YOUR TASK
Each line below should be retyped exactly, with no pictures.

PROVIDED DATA
--- START ---
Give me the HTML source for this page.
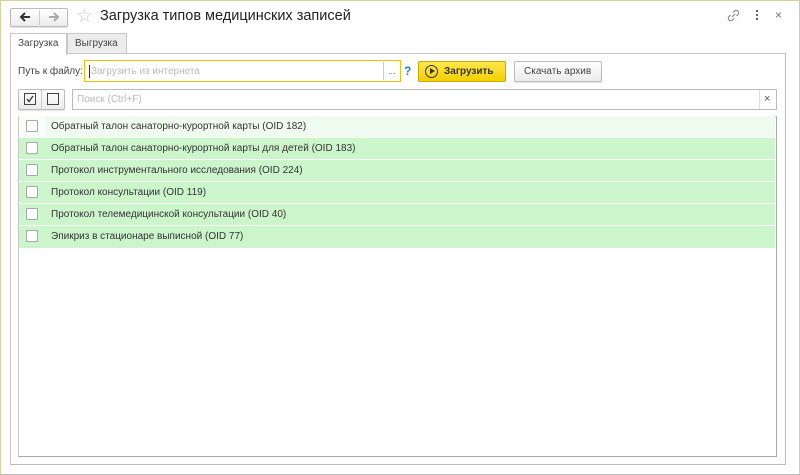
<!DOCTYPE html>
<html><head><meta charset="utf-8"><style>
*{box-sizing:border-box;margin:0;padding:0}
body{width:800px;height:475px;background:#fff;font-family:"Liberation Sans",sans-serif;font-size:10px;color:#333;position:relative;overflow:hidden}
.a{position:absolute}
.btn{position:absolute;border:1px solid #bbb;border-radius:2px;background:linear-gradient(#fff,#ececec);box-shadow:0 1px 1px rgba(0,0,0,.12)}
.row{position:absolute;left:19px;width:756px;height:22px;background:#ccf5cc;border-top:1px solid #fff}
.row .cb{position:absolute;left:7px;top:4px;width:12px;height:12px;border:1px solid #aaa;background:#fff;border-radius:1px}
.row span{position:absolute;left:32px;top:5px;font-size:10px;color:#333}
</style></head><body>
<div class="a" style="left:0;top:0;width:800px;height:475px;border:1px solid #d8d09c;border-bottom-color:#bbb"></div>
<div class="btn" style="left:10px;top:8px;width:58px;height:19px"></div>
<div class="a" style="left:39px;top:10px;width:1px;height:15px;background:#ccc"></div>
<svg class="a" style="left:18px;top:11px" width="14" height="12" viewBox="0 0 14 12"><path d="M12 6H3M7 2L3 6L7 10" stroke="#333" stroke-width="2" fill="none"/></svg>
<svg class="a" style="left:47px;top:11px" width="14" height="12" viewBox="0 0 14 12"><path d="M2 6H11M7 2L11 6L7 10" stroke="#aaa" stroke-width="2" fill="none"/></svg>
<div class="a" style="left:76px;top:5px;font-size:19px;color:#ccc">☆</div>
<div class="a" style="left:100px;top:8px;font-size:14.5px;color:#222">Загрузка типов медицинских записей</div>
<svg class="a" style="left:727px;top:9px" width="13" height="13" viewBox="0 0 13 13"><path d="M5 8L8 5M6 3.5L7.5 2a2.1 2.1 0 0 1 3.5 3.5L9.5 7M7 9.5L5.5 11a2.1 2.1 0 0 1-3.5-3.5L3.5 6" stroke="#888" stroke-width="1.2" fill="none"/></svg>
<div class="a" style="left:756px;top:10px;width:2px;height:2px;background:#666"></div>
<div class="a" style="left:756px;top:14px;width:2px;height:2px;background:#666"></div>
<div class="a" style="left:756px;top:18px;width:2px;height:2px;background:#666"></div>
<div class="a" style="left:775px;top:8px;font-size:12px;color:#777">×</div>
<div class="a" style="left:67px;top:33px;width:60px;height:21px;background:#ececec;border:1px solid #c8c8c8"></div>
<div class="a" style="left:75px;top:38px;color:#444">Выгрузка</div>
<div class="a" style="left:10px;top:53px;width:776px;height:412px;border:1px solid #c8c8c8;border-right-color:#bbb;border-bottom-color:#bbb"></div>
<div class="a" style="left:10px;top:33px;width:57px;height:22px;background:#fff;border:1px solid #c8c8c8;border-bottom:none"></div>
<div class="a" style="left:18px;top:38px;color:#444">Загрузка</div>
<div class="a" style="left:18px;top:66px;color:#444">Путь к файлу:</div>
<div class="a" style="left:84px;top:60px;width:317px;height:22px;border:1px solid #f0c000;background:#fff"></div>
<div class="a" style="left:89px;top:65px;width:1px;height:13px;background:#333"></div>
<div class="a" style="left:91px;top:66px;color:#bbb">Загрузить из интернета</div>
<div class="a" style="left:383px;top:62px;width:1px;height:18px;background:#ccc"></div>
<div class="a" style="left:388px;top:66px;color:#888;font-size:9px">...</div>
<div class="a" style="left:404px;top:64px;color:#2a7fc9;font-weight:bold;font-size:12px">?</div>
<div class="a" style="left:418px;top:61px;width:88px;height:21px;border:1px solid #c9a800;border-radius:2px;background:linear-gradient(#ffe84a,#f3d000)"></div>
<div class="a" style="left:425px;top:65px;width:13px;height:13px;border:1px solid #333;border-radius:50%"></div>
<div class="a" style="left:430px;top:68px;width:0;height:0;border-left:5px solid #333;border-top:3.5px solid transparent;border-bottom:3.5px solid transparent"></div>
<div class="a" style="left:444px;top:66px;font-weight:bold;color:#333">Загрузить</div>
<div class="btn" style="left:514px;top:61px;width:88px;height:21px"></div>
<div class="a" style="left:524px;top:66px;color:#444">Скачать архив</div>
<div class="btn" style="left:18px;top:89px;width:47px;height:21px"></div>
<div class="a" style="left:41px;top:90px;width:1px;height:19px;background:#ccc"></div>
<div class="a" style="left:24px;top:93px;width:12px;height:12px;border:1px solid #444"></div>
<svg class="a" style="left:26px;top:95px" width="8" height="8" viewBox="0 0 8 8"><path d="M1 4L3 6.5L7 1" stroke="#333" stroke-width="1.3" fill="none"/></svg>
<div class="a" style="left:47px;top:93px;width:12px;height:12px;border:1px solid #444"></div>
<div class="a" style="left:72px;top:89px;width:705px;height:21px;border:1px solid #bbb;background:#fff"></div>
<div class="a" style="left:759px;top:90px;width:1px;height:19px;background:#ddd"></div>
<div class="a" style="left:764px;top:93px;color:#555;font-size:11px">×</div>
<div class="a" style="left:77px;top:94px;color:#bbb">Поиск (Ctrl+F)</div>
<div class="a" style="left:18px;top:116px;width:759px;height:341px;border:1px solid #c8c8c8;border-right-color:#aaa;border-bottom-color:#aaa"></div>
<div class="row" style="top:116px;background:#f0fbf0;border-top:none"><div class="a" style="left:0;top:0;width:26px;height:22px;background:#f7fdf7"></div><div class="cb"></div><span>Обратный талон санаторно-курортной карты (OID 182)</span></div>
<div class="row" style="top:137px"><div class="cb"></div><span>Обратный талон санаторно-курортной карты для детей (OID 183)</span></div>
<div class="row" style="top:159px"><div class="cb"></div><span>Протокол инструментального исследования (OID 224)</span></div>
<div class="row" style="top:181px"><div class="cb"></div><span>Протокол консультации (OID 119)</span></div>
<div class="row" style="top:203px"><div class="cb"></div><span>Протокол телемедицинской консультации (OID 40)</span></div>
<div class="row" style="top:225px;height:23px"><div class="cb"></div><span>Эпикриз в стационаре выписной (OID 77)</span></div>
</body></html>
--- END ---
ANSWER TO THIS PROBLEM
Give me the HTML source for this page.
<!DOCTYPE html>
<html><head><meta charset="utf-8"><style>
*{box-sizing:border-box;margin:0;padding:0}
body{width:800px;height:475px;background:#fff;font-family:"Liberation Sans",sans-serif;font-size:10px;color:#333;position:relative;overflow:hidden}
.a{position:absolute}
.btn{position:absolute;border:1px solid #bbb;border-radius:2px;background:linear-gradient(#fff,#ececec);box-shadow:0 1px 1px rgba(0,0,0,.12)}
.row{position:absolute;left:19px;width:756px;height:22px;background:#ccf5cc;border-top:1px solid #fff}
.row .cb{position:absolute;left:7px;top:4px;width:12px;height:12px;border:1px solid #aaa;background:#fff;border-radius:1px}
.row span{position:absolute;left:32px;top:5px;font-size:10px;color:#333}
</style></head><body>
<div class="a" style="left:0;top:0;width:800px;height:475px;border:1px solid #d8d09c;border-bottom-color:#bbb"></div>
<div class="btn" style="left:10px;top:8px;width:58px;height:19px"></div>
<div class="a" style="left:39px;top:10px;width:1px;height:15px;background:#ccc"></div>
<svg class="a" style="left:18px;top:11px" width="14" height="12" viewBox="0 0 14 12"><path d="M12 6H3M7 2L3 6L7 10" stroke="#333" stroke-width="2" fill="none"/></svg>
<svg class="a" style="left:47px;top:11px" width="14" height="12" viewBox="0 0 14 12"><path d="M2 6H11M7 2L11 6L7 10" stroke="#aaa" stroke-width="2" fill="none"/></svg>
<div class="a" style="left:76px;top:5px;font-size:19px;color:#ccc">☆</div>
<div class="a" style="left:100px;top:8px;font-size:14.5px;color:#222">Загрузка типов медицинских записей</div>
<svg class="a" style="left:727px;top:9px" width="13" height="13" viewBox="0 0 13 13"><path d="M5 8L8 5M6 3.5L7.5 2a2.1 2.1 0 0 1 3.5 3.5L9.5 7M7 9.5L5.5 11a2.1 2.1 0 0 1-3.5-3.5L3.5 6" stroke="#888" stroke-width="1.2" fill="none"/></svg>
<div class="a" style="left:756px;top:10px;width:2px;height:2px;background:#666"></div>
<div class="a" style="left:756px;top:14px;width:2px;height:2px;background:#666"></div>
<div class="a" style="left:756px;top:18px;width:2px;height:2px;background:#666"></div>
<div class="a" style="left:775px;top:8px;font-size:12px;color:#777">×</div>
<div class="a" style="left:67px;top:33px;width:60px;height:21px;background:#ececec;border:1px solid #c8c8c8"></div>
<div class="a" style="left:75px;top:38px;color:#444">Выгрузка</div>
<div class="a" style="left:10px;top:53px;width:776px;height:412px;border:1px solid #c8c8c8;border-right-color:#bbb;border-bottom-color:#bbb"></div>
<div class="a" style="left:10px;top:33px;width:57px;height:22px;background:#fff;border:1px solid #c8c8c8;border-bottom:none"></div>
<div class="a" style="left:18px;top:38px;color:#444">Загрузка</div>
<div class="a" style="left:18px;top:66px;color:#444">Путь к файлу:</div>
<div class="a" style="left:84px;top:60px;width:317px;height:22px;border:1px solid #f0c000;background:#fff"></div>
<div class="a" style="left:89px;top:65px;width:1px;height:13px;background:#333"></div>
<div class="a" style="left:91px;top:66px;color:#bbb">Загрузить из интернета</div>
<div class="a" style="left:383px;top:62px;width:1px;height:18px;background:#ccc"></div>
<div class="a" style="left:388px;top:66px;color:#888;font-size:9px">...</div>
<div class="a" style="left:404px;top:64px;color:#2a7fc9;font-weight:bold;font-size:12px">?</div>
<div class="a" style="left:418px;top:61px;width:88px;height:21px;border:1px solid #c9a800;border-radius:2px;background:linear-gradient(#ffe84a,#f3d000)"></div>
<div class="a" style="left:425px;top:65px;width:13px;height:13px;border:1px solid #333;border-radius:50%"></div>
<div class="a" style="left:430px;top:68px;width:0;height:0;border-left:5px solid #333;border-top:3.5px solid transparent;border-bottom:3.5px solid transparent"></div>
<div class="a" style="left:444px;top:66px;font-weight:bold;color:#333">Загрузить</div>
<div class="btn" style="left:514px;top:61px;width:88px;height:21px"></div>
<div class="a" style="left:524px;top:66px;color:#444">Скачать архив</div>
<div class="btn" style="left:18px;top:89px;width:47px;height:21px"></div>
<div class="a" style="left:41px;top:90px;width:1px;height:19px;background:#ccc"></div>
<div class="a" style="left:24px;top:93px;width:12px;height:12px;border:1px solid #444"></div>
<svg class="a" style="left:26px;top:95px" width="8" height="8" viewBox="0 0 8 8"><path d="M1 4L3 6.5L7 1" stroke="#333" stroke-width="1.3" fill="none"/></svg>
<div class="a" style="left:47px;top:93px;width:12px;height:12px;border:1px solid #444"></div>
<div class="a" style="left:72px;top:89px;width:705px;height:21px;border:1px solid #bbb;background:#fff"></div>
<div class="a" style="left:759px;top:90px;width:1px;height:19px;background:#ddd"></div>
<div class="a" style="left:764px;top:93px;color:#555;font-size:11px">×</div>
<div class="a" style="left:77px;top:94px;color:#bbb">Поиск (Ctrl+F)</div>
<div class="a" style="left:18px;top:116px;width:759px;height:341px;border:1px solid #c8c8c8;border-right-color:#aaa;border-bottom-color:#aaa"></div>
<div class="row" style="top:116px;background:#f0fbf0;border-top:none"><div class="a" style="left:0;top:0;width:26px;height:22px;background:#f7fdf7"></div><div class="cb"></div><span>Обратный талон санаторно-курортной карты (OID 182)</span></div>
<div class="row" style="top:137px"><div class="cb"></div><span>Обратный талон санаторно-курортной карты для детей (OID 183)</span></div>
<div class="row" style="top:159px"><div class="cb"></div><span>Протокол инструментального исследования (OID 224)</span></div>
<div class="row" style="top:181px"><div class="cb"></div><span>Протокол консультации (OID 119)</span></div>
<div class="row" style="top:203px"><div class="cb"></div><span>Протокол телемедицинской консультации (OID 40)</span></div>
<div class="row" style="top:225px;height:23px"><div class="cb"></div><span>Эпикриз в стационаре выписной (OID 77)</span></div>
</body></html>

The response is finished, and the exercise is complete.